-- Given data start --

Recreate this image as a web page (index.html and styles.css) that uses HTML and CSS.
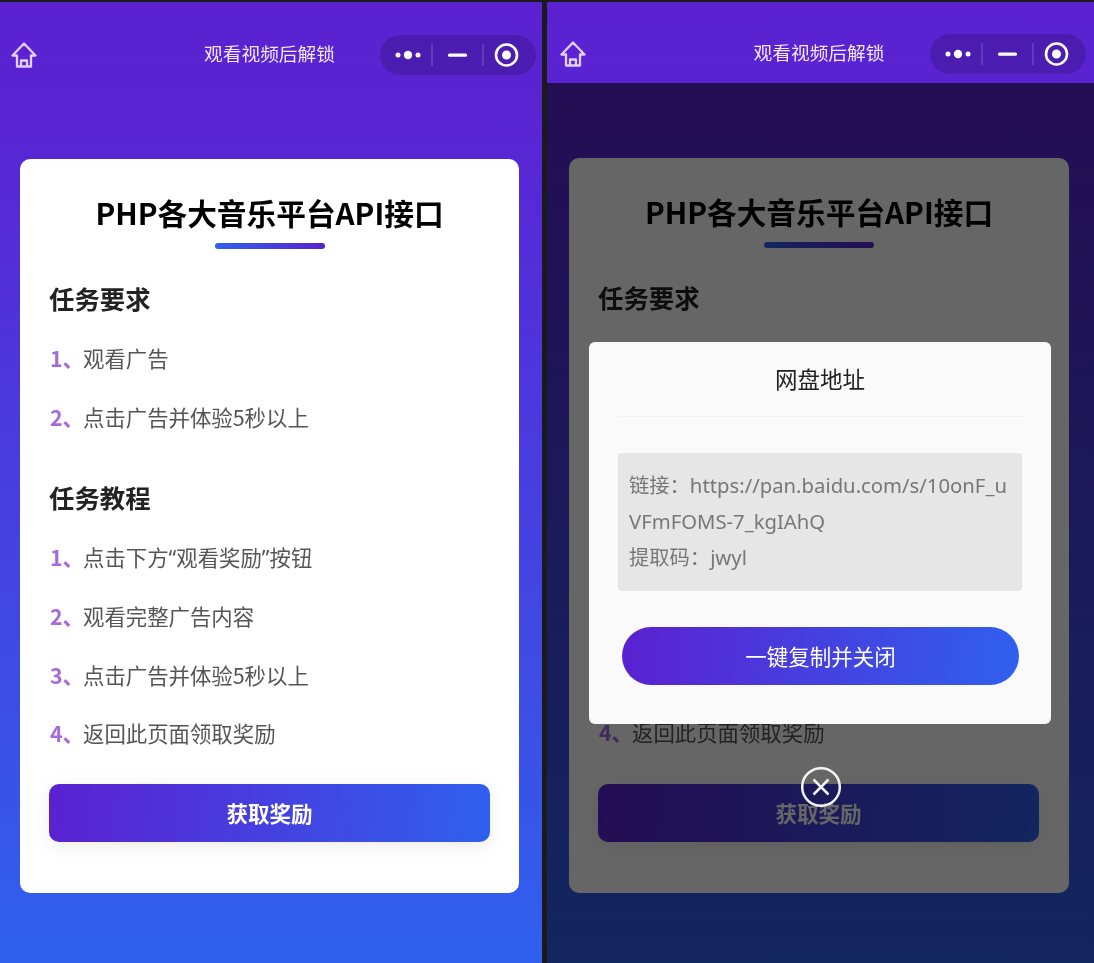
FILE: index.html
```html
<!DOCTYPE html>
<html lang="zh-CN">
<head>
<meta charset="utf-8">
<title>观看视频后解锁</title>
<link rel="stylesheet" href="styles.css">
</head>
<body>
<main class="stage">
  <section class="phone phone-left">
    <header class="nav">
      <svg class="home" viewBox="0 0 26 26"><path d="M13 1.5 1.5 13.5H6V24.5H20V13.5H24.5ZM10 24.5V18.5H16V24.5"/></svg>
      <h2 class="nav-title">观看视频后解锁</h2>
      <svg class="capsule" viewBox="0 0 156 40"><rect class="cap-bg" width="156" height="40" rx="20"/><circle cx="18" cy="20" r="2.5"/><circle cx="28" cy="20" r="4.2"/><circle cx="38" cy="20" r="2.5"/><path class="cap-sep" d="M52 9V31M103 9V31"/><rect x="68" y="18.5" width="19" height="3.2" rx="1.5"/><circle class="cap-ring" cx="126.5" cy="20" r="10.5"/><circle cx="126.5" cy="20" r="4.5"/></svg>
    </header>
    <article class="card">
      <h1 class="card-title">PHP各大音乐平台API接口</h1>
      <div class="rule"></div>
      <h3 class="section first">任务要求</h3>
      <ul class="steps">
        <li><b>1、</b>观看广告</li>
        <li><b>2、</b>点击广告并体验5秒以上</li>
      </ul>
      <h3 class="section">任务教程</h3>
      <ul class="steps">
        <li><b>1、</b>点击下方<span class="quote">“</span>观看奖励<span class="quote">”</span>按钮</li>
        <li><b>2、</b>观看完整广告内容</li>
        <li><b>3、</b>点击广告并体验5秒以上</li>
        <li><b>4、</b>返回此页面领取奖励</li>
      </ul>
      <button class="cta">获取奖励</button>
    </article>
  </section>

  <section class="phone phone-right">
    <header class="nav">
      <svg class="home" viewBox="0 0 26 26"><path d="M13 1.5 1.5 13.5H6V24.5H20V13.5H24.5ZM10 24.5V18.5H16V24.5"/></svg>
      <h2 class="nav-title">观看视频后解锁</h2>
      <svg class="capsule" viewBox="0 0 156 40"><rect class="cap-bg" width="156" height="40" rx="20"/><circle cx="18" cy="20" r="2.5"/><circle cx="28" cy="20" r="4.2"/><circle cx="38" cy="20" r="2.5"/><path class="cap-sep" d="M52 9V31M103 9V31"/><rect x="68" y="18.5" width="19" height="3.2" rx="1.5"/><circle class="cap-ring" cx="126.5" cy="20" r="10.5"/><circle cx="126.5" cy="20" r="4.5"/></svg>
    </header>
    <article class="card">
      <h1 class="card-title">PHP各大音乐平台API接口</h1>
      <div class="rule"></div>
      <h3 class="section first">任务要求</h3>
      <ul class="steps">
        <li><b>1、</b>观看广告</li>
        <li><b>2、</b>点击广告并体验5秒以上</li>
      </ul>
      <h3 class="section">任务教程</h3>
      <ul class="steps">
        <li><b>1、</b>点击下方<span class="quote">“</span>观看奖励<span class="quote">”</span>按钮</li>
        <li><b>2、</b>观看完整广告内容</li>
        <li><b>3、</b>点击广告并体验5秒以上</li>
        <li><b>4、</b>返回此页面领取奖励</li>
      </ul>
      <button class="cta">获取奖励</button>
    </article>
    <div class="overlay">
      <div class="modal">
        <h3 class="modal-title">网盘地址</h3>
        <div class="modal-rule"></div>
        <p class="link-box">链接：https://pan.baidu.com/s/10onF_uVFmFOMS-7_kgIAhQ<br>提取码：jwyl</p>
        <button class="copy">一键复制并关闭</button>
      </div>
      <svg class="close" viewBox="0 0 40 40"><circle cx="20" cy="20" r="18.8"/><path d="M12.5 12.5 27.5 27.5M27.5 12.5 12.5 27.5"/></svg>
    </div>
  </section>
</main>
</body>
</html>
```

FILE: styles.css
```css
* { box-sizing: border-box; }
html, body { margin: 0; height: 100%; }
body {
  background: #1a1a1a;
  font-family: "Noto Sans CJK SC", "Noto Sans", sans-serif;
  overflow: hidden;
}
.stage {
  display: flex;
  justify-content: space-between;
  width: 1094px;
  height: 963px;
  padding-top: 2px;
  filter: blur(.35px);
}
.phone {
  position: relative;
  height: 961px;
  background: linear-gradient(180deg, #5b21d1 0%, #5a24d3 12%, #2f60ee 100%);
  overflow: hidden;
}
.phone-left { width: 542px; padding: 1px 3px 0 0; }
.phone-right { width: 547px; padding: 0 5px 0 2px; }

.nav {
  display: grid;
  grid-template-columns: 1fr auto 1fr;
  align-items: center;
  height: 81px;
  padding: 32px 3px 9px;
}
.home {
  width: 26px;
  height: 26px;
  margin-left: 8px;
  fill: none;
  stroke: #e2d0ff;
  stroke-width: 2.3;
  stroke-linejoin: round;
}
.nav-title {
  margin: 0;
  color: #f1e8ff;
  font-size: 18.7px;
  font-weight: 400;
  line-height: 26px;
  white-space: nowrap;
  transform: translateY(-2px);
}
.capsule {
  justify-self: end;
  width: 156px;
  height: 40px;
  fill: #fff;
}
.cap-bg { fill: rgba(0, 0, 0, .16); }
.cap-sep { fill: none; stroke: rgba(255, 255, 255, .18); stroke-width: 1.5; }
.cap-ring { fill: none; stroke: #fff; stroke-width: 2.6; }

.card {
  height: 735px;
  margin: 75px 20px 0;
  padding: 34px 29px 0;
  background: #fff;
  border-radius: 10px;
}
.phone-left .card { height: 734px; }
.card-title {
  margin: 0;
  color: #000;
  font-size: 29.7px;
  font-weight: 700;
  line-height: 40px;
  text-align: center;
  white-space: nowrap;
}
.rule {
  width: 110px;
  height: 6px;
  margin: 10px auto 0;
  border-radius: 3px;
  background: linear-gradient(90deg, #2f60ee, #5b21d1);
}
.section {
  margin: 48px 0 0;
  color: #222;
  font-size: 25.4px;
  font-weight: 700;
  line-height: 34px;
}
.section.first { margin-top: 32px; }
.steps {
  display: flex;
  flex-direction: column;
  gap: 28.5px;
  margin: 28px 0 0;
  padding: 0;
  list-style: none;
}
.steps li {
  padding-left: 1px;
  color: #555;
  font-size: 21.4px;
  line-height: 30px;
}
.steps b {
  margin-right: -1px;
  color: #a56bdc;
  font-weight: 700;
}
.quote { font-family: "Noto Sans", sans-serif; }
.cta {
  display: block;
  width: 441px;
  height: 58px;
  margin-top: 36px;
  padding: 0;
  border: 0;
  border-radius: 10px;
  background: linear-gradient(95deg, #5b21d1, #2f60ee);
  box-shadow: 0 4px 18px rgba(0, 0, 0, .08);
  color: #fff;
  font: 700 21.5px/58px "Noto Sans CJK SC", "Noto Sans", sans-serif;
}
.phone-right .cta { margin-top: 37px; }

.overlay {
  position: absolute;
  inset: 81px 0 0;
  display: flex;
  flex-direction: column;
  align-items: center;
  padding: 259px 1px 0 0;
  background: rgba(0, 0, 0, .6);
}
.modal {
  width: 462px;
  height: 382px;
  padding: 21px 29px 0;
  background: #fafafa;
  border-radius: 6px;
}
.modal-title {
  margin: 0;
  color: #222;
  font-size: 22.5px;
  font-weight: 400;
  line-height: 30px;
  text-align: center;
}
.modal-rule {
  width: 406px;
  height: 1px;
  margin-top: 23px;
  background: #f0f0f0;
}
.link-box {
  width: 404px;
  height: 138px;
  margin: 36px 0 0;
  padding: 14px 11px;
  border-radius: 4px;
  background: #e6e6e6;
  color: #777;
  font-family: "Noto Sans", "Noto Sans CJK SC", sans-serif;
  font-size: 20.3px;
  line-height: 36px;
  word-break: break-all;
}
.copy {
  display: block;
  width: 397px;
  height: 58px;
  margin: 36px 0 0 4px;
  padding: 0;
  border: 0;
  border-radius: 29px;
  background: linear-gradient(95deg, #5b21d1, #2f60ee);
  color: #fff;
  font: 400 21.5px/58px "Noto Sans CJK SC", "Noto Sans", sans-serif;
}
.close {
  flex: none;
  width: 40px;
  height: 40px;
  margin: 43px 0 0 2px;
  fill: none;
  stroke: #f2f2f2;
  stroke-width: 2.5;
}
```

-- Given data end --

Filter the data for the string "styles" and copy every line that has it.

Recreate this image as a web page (index.html and styles.css) that uses HTML and CSS.
<link rel="stylesheet" href="styles.css">
FILE: styles.css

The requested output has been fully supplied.